3.9.1 Release Notes#

Squirro 3.9.1 was released on November 10, 2023.

Reference: Learn more about the Squirro Release Process.

What’s New#

  • Monitoring projects are no longer shown in the project list accessed by clicking the current project title. They are accessible via Monitoring in the Squirro Spaces menu.

Accessing Monitoring via Squirro Spaces menu
  • A new Semantic Search default pipeline was created, available as a preset pipeline workflow within the Pipeline Editor.

New default semantic search preset pipeline
  • The dashboard Search Bar widget now also has query chips enabled. Learn more about Search Bar Chips.

  • Dashboard facets and facets applied by URL are now converted to search chips and shown in the global search and dashboard search widget with the ability to remove them.

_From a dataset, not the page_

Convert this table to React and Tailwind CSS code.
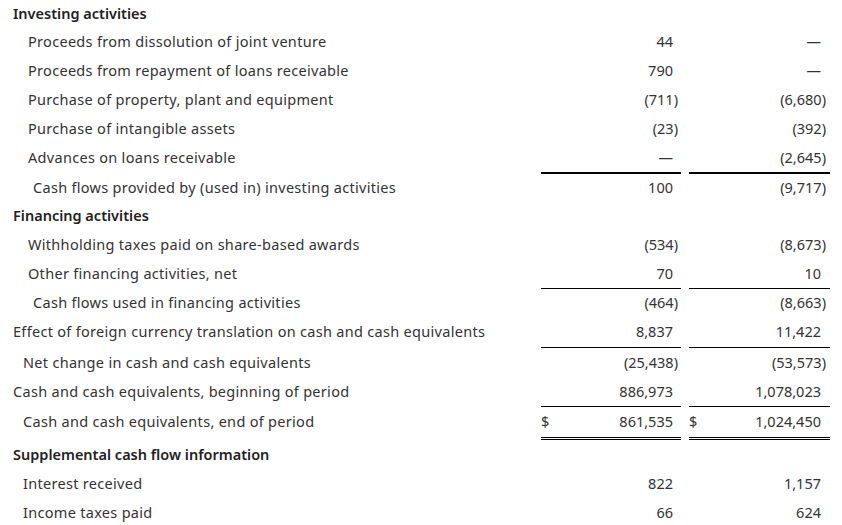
import React from "react";

const rows = [
  { label: "Investing activities", indent: 13, head: true, h: 27 },
  { label: "Proceeds from dissolution of joint venture", indent: 28, a: "44", b: "—" },
  { label: "Proceeds from repayment of loans receivable", indent: 28, a: "790", b: "—" },
  { label: "Purchase of property, plant and equipment", indent: 28, a: "(711)", b: "(6,680)" },
  { label: "Purchase of intangible assets", indent: 28, a: "(23)", b: "(392)" },
  { label: "Advances on loans receivable", indent: 28, a: "—", b: "(2,645)" },
  { label: "Cash flows provided by (used in) investing activities", indent: 33, a: "100", b: "(9,717)", top: "thick" },
  { label: "Financing activities", indent: 13, head: true },
  { label: "Withholding taxes paid on share-based awards", indent: 28, a: "(534)", b: "(8,673)" },
  { label: "Other financing activities, net", indent: 28, a: "70", b: "10" },
  { label: "Cash flows used in financing activities", indent: 33, a: "(464)", b: "(8,663)", top: "thin" },
  { label: "Effect of foreign currency translation on cash and cash equivalents", indent: 13, a: "8,837", b: "11,422", h: 30 },
  { label: "Net change in cash and cash equivalents", indent: 23, a: "(25,438)", b: "(53,573)", top: "thin", h: 30 },
  { label: "Cash and cash equivalents, beginning of period", indent: 13, a: "886,973", b: "1,078,023" },
  { label: "Cash and cash equivalents, end of period", indent: 23, a: "861,535", b: "1,024,450", top: "thin", dollar: true, h: 31, bottom: true },
  { label: "Supplemental cash flow information", indent: 13, head: true },
  { label: "Interest received", indent: 23, a: "822", b: "1,157" },
  { label: "Income taxes paid", indent: 23, a: "66", b: "624" },
];

const labelFont = { fontFamily: "'Noto Sans', Lato, sans-serif" };
const numFont = { fontFamily: "'Noto Sans', 'Open Sans', sans-serif" };

function Num({ v, dollar, top, bottom, pr }) {
  const neg = v && v.startsWith("(");
  const text = neg ? v.slice(0, -1) : v;
  const topCls =
    top === "thick"
      ? "border-t-2 border-black"
      : top === "thin"
      ? "border-t border-black"
      : "";
  const botCls = bottom ? "border-b-[3px] border-double border-black" : "";
  return (
    <div className={`flex items-center ${topCls} ${botCls}`}>
      <div
        className={`flex flex-1 items-center justify-between text-[14.5px] text-[#333] ${pr}`}
        style={numFont}
      >
        <span>{dollar ? "$" : ""}</span>
        <span className="whitespace-nowrap">
          {text}
          {neg ? <span className="mr-[-5px]">)</span> : null}
        </span>
      </div>
    </div>
  );
}

export default function App() {
  return (
    <div className="w-[842px] h-[525px] overflow-hidden bg-white">
      {rows.map((r, i) => (
        <div
          key={i}
          className="grid grid-cols-[1fr_140px_141px] gap-x-2 pr-[12px]"
          style={{ height: (r.h || 29) + (r.bottom ? 3 : 0) }}
        >
          <div
            className={`flex items-center whitespace-nowrap text-[14.5px] ${r.head ? "font-semibold text-[#222]" : "text-[#333] tracking-[0.3px]"}`}
            style={{ ...labelFont, paddingLeft: r.indent, paddingTop: r.top === "thick" ? 2 : r.top === "thin" ? 1 : 0, paddingBottom: r.bottom ? 3 : 0 }}
          >
            {r.label}
          </div>
          {r.head ? (
            <>
              <div />
              <div />
            </>
          ) : (
            <>
              <Num v={r.a} dollar={r.dollar} top={r.top} bottom={r.bottom} pr="pr-[8px]" />
              <Num v={r.b} dollar={r.dollar} top={r.top} bottom={r.bottom} pr="pr-[9px]" />
            </>
          )}
        </div>
      ))}
    </div>
  );
}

  • Added a new Topic API endpoint for retrieving batches of GT labels to enable clients to retrieve large numbers of labels without timing out.

  • Studio Plugins can now access a database (the studio database) and define and manage their own tables via SQLAlchemy.

  • Added availability for moving all failed batches of a given source back to processing via the SquirroClient (Python SDK). This requires specifying project and source identifiers. If a batch identifier is specified, only that specific batch will be moved. If a batch priority level is specified, only batches with that priority level will be moved.

  • The PDF Conversion step will now pass the MIME type of the file to convert to the pdfconversion service. In cases where the MIME type has not been provided, the pdfconversion service will try to detect it by content. It is possible to enable filename-based detection first via the server config option pdfconversion.detect-mime-type-only-by-content.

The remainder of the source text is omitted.